The meaning of ‘home’, and attachment to it, is changing with time and priorities, making the concept more fragile and an object of negotiation and reflexivity. In today’s globalised world, ‘traditional homes’ are losing their importance as people are more likely to be in places which offer them a ‘better future’ rather than remaining attached to a place by emotion.

[i] People in between the age of 35-45 are considered as middle-aged, and the target group of this article fall in this range at the time of my interviews in 2013.

[ii] Interviews were held during my field work in January 2013 in Colombo, Sri Lanka.

[iii] I have used pseudonyms of my interviewees for security reasons.

[iv] The Liberation Tigers of Tamil Eelam was formed in 1975 by Vellupillai Prabhakaran with the aim of seeking an autonomous region for the Tamils in the North-Eastern part of Sri Lanka through armed struggle.

[v] Mesch, G. S., and Manor, O. (1998), Social ties, environmental perception, and local attachment. Environment and behavior, 30, no. 4: 504-519.
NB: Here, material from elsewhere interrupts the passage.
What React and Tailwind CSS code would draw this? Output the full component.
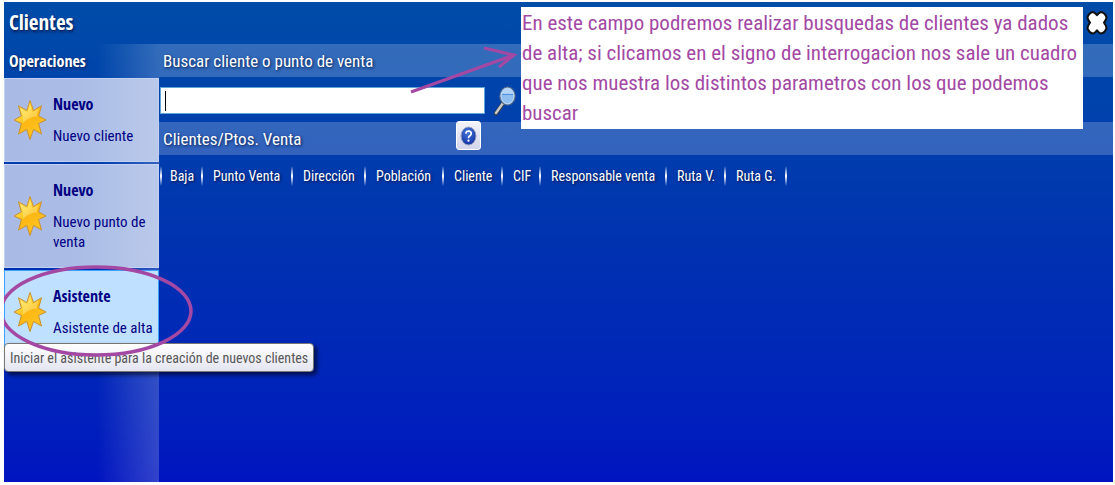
import React from 'react';

const operations = [
  { title: 'Nuevo', text: 'Nuevo cliente', size: 'h-[84px]' },
  { title: 'Nuevo', text: 'Nuevo punto de venta', size: 'h-[104px]' },
  {
    title: 'Asistente',
    text: 'Asistente de alta',
    size: 'h-[84px]',
    active: true,
    tip: 'Iniciar el asistente para la creación de nuevos clientes',
  },
];

const columns = [
  { label: 'Baja', width: 'w-[43px]' },
  { label: 'Punto Venta', width: 'w-[90px]' },
  { label: 'Dirección', width: 'w-[73px]' },
  { label: 'Población', width: 'w-[78px]' },
  { label: 'Cliente', width: 'w-[59px]' },
  { label: 'CIF', width: 'w-[38px]' },
  { label: 'Responsable venta', width: 'w-[126px]' },
  { label: 'Ruta V.', width: 'w-[59px]' },
  { label: 'Ruta G.', width: 'w-[61px]' },
];

function StarIcon() {
  return (
    <svg viewBox="0 0 34 42" className="h-[42px] w-[34px] shrink-0" aria-hidden="true">
      <defs>
        <linearGradient id="star" x1="0" y1="0" x2="0.7" y2="1">
          <stop offset="0" stopColor="#ffe98a" />
          <stop offset="0.4" stopColor="#ffd02c" />
          <stop offset="0.55" stopColor="#fdb813" />
          <stop offset="1" stopColor="#ffc528" />
        </linearGradient>
      </defs>
      <path
        d="M17 1.5 L20.5 11.5 L28.5 6.8 L25.6 17 L33 21 L25.6 24.5 L28.5 35 L20.5 30.5 L17 40.5 L13.8 30.5 L5.5 35 L8.4 24.5 L1 21 L8.4 17 L5.5 6.8 L13.8 11.5 Z"
        fill="url(#star)"
        stroke="#c99032"
        strokeWidth="1"
        strokeLinejoin="round"
      />
      <path d="M17 5 L19.3 13 L25.5 9.5 L23.5 17.5 Q16 18 9.5 24 L10 18 L7.5 9.5 L14.5 13 Z" fill="#fff3a8" opacity="0.4" />
    </svg>
  );
}

function SearchIcon() {
  return (
    <svg viewBox="0 0 22 30" className="h-[30px] w-[22px]" aria-hidden="true">
      <path d="M9 17.5 L2 27.5" stroke="#39404d" strokeWidth="4" strokeLinecap="round" />
      <path d="M8.7 17.5 L2 27" stroke="#c9c9c9" strokeWidth="2.4" strokeLinecap="round" />
      <ellipse cx="13.5" cy="10" rx="7.6" ry="9" fill="#8fbdf0" stroke="#53688a" strokeWidth="1.2" />
      <ellipse cx="13.5" cy="10" rx="6.5" ry="7.8" fill="none" stroke="#c3dcf5" strokeWidth="0.9" />
      <path d="M7.6 8 Q8.5 2.6 13.5 2.5 Q18.5 2.6 19.4 8 Z" fill="#b4d5f7" />
      <path d="M8 8.4 H19" stroke="#4e8fdb" strokeWidth="1" />
    </svg>
  );
}

function HelpIcon() {
  return (
    <svg viewBox="0 0 17 20" className="h-5 w-[17px]" aria-hidden="true">
      <defs>
        <radialGradient id="help" cx="0.45" cy="0.3" r="0.8">
          <stop offset="0" stopColor="#4778dc" />
          <stop offset="1" stopColor="#0a2a9a" />
        </radialGradient>
      </defs>
      <ellipse cx="8.5" cy="10" rx="7.5" ry="9" fill="url(#help)" stroke="#98a3c0" />
      <path d="M5.9 7.6 Q6 5 8.6 5 Q11.2 5.1 11.2 7.5 Q11.2 9 9.6 10 Q8.5 10.7 8.5 12.2" fill="none" stroke="#fff" strokeWidth="1.7" />
      <circle cx="8.5" cy="14.7" r="1.1" fill="#fff" />
    </svg>
  );
}

function CloseIcon() {
  return (
    <svg viewBox="0 0 22 26" className="h-[26px] w-[22px]" aria-hidden="true">
      <path
        d="M7 2 Q9 2.6 11 5.2 Q13 2.6 15 2 Q18.5 2.5 20.5 7 Q20.6 9.5 18 12.7 Q20.6 16 20.5 18.5 Q18.5 23 15 23.6 Q13 23 11 20.3 Q9 23 7 23.6 Q3.5 23 1.5 18.5 Q1.4 16 4 12.7 Q1.4 9.5 1.5 7 Q3.5 2.5 7 2 Z"
        fill="#fff"
        stroke="#111"
        strokeWidth="2"
        strokeLinejoin="round"
      />
    </svg>
  );
}

function Operation({ title, text, size, active, tip }) {
  const look = active
    ? 'border-[#3da0ff] bg-[#c0e0ff]'
    : 'border-[#c3d2f2] bg-linear-to-r from-[#a9bbe5] via-[#abbde6] to-[#bac9ea]';
  return (
    <li className="relative">
      <button
        type="button"
        className={`flex w-full items-center gap-[6px] border pl-2 text-left text-[#000082] ${look} ${size}`}
      >
        <StarIcon />
        <span className="flex flex-1 flex-col gap-3 text-[15px] leading-5">
          <strong className="font-['Open_Sans_Condensed','Open_Sans',sans-serif] text-base leading-5 font-bold">
            {title}
          </strong>
          <span>{text}</span>
        </span>
      </button>
      {tip && (
        <span
          role="tooltip"
          className="absolute top-[73px] left-0 flex h-[29px] items-center rounded-sm border border-[#767676] bg-linear-to-b from-white to-[#e4e5f0] px-[5px] text-sm whitespace-nowrap text-[#575757] shadow-[3px_3px_4px_rgba(0,0,0,0.6)]"
        >
          {tip}
        </span>
      )}
    </li>
  );
}

function Separator({ side }) {
  return (
    <span
      className={`absolute top-1 h-5 w-0.5 bg-linear-to-b from-transparent via-white to-transparent ${side}`}
    />
  );
}

export default function App() {
  return (
    <div className="flex min-h-screen flex-col bg-white pt-0.5 pr-0.5 pb-[3px] pl-1 font-['Roboto_Condensed','Roboto',sans-serif]">
      <div className="relative flex flex-1 flex-col bg-linear-to-b from-[#004ca8] via-[#0032b0] to-[#0014c0]">
        <header className="flex h-[42px] items-center justify-between px-[5px]">
          <h1 className="font-['Open_Sans_Condensed','Open_Sans',sans-serif] text-[21px] font-bold text-white [text-shadow:1px_2px_3px_#001c50]">
            Clientes
          </h1>
          <button type="button" aria-label="Cerrar">
            <CloseIcon />
          </button>
        </header>

        <div className="flex flex-1">
          <aside className="flex w-[155px] shrink-0 flex-col bg-linear-to-r from-transparent from-60% to-white/20">
            <h2 className="flex h-[34px] items-center pl-[5px] font-['Open_Sans_Condensed','Open_Sans',sans-serif] text-base font-bold text-white [text-shadow:1px_1px_3px_#001c50]">
              Operaciones
            </h2>
            <ul className="flex flex-col gap-0.5">
              {operations.map((item) => (
                <Operation key={item.text} {...item} />
              ))}
            </ul>
          </aside>

          <main className="min-w-0 flex-1 text-white">
            <h2 className="flex h-[33px] items-center bg-white/20 pt-0.5 pl-1 text-[17px] [text-shadow:1px_1px_3px_#001c50]">
              <label htmlFor="search">Buscar cliente o punto de venta</label>
            </h2>
            <form className="flex h-[45px] items-center gap-[9px] pt-0.5 pl-px">
              <div className="relative flex items-center">
                <input
                  id="search"
                  type="text"
                  className="h-[27px] w-[325px] border border-[#5fa5d8] bg-white px-1 text-[17px] text-black outline-none"
                />
                <span className="absolute left-[5px] h-5 w-px bg-black" />
              </div>
              <button type="button" aria-label="Buscar">
                <SearchIcon />
              </button>
            </form>
            <div className="flex h-[33px] items-center bg-white/20 pt-0.5 pl-1">
              <h2 className="w-[293px] text-[17px] [text-shadow:1px_1px_3px_#001c50]">Clientes/Ptos. Venta</h2>
              <button
                type="button"
                aria-label="Ayuda"
                className="-mt-2 flex h-[29px] w-[25px] items-center justify-center rounded-[3px] border border-white bg-linear-to-b from-[#f3f3fa] to-[#d3d5ea]"
              >
                <HelpIcon />
              </button>
            </div>
            <table className="mt-[7px] ml-px w-[627px] table-fixed text-sm [text-shadow:1px_1px_3px_#001040]">
              <thead>
                <tr>
                  {columns.map((column, index) => (
                    <th
                      key={column.label}
                      scope="col"
                      className={`relative h-7 p-0 pl-[10px] text-left font-normal whitespace-nowrap ${column.width}`}
                    >
                      {index === 0 && <Separator side="left-0" />}
                      {column.label}
                      <Separator side="right-0" />
                    </th>
                  ))}
                </tr>
              </thead>
            </table>
          </main>
        </div>

        <p className="absolute top-[5px] left-[517px] w-[562px] bg-white pt-px pb-px pl-px text-[21px] leading-[30px] text-[#a349a4]">
          En este campo podremos realizar busquedas de clientes ya dados de alta; si clicamos en el signo de
          interrogacion nos sale un cuadro que nos muestra los distintos parametros con los que podemos buscar
        </p>

        <svg viewBox="0 0 520 380" className="pointer-events-none absolute top-0 left-0 h-[380px] w-[520px]" aria-hidden="true">
          <ellipse cx="92" cy="309" rx="95" ry="44" fill="none" stroke="#a349a4" strokeWidth="3.5" />
          <path d="M407 90 L510 53 M480 46 L510 53 L495 65" fill="none" stroke="#a349a4" strokeWidth="3.2" />
        </svg>
      </div>
    </div>
  );
}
[vi] Wiborg, A. (2004), Place, nature and migration: Students’ attachment to their rural home places. Sociologia ruralis 44, no. 4: 416-432.

[vii] Chattoraj, D. , Gerharz E., “Difficult Return: Muslims’ Ambivalent Attachments to Jaffna in Post-Conflict Sri Lanka”, (upcoming article).

[viii] Hidalgo, M. C. and Hernandez, B. (2001). Place Attachment: Conceptual and Empirical Questions. Journal of Environmental Psychology, 21, no. 3, 273-281.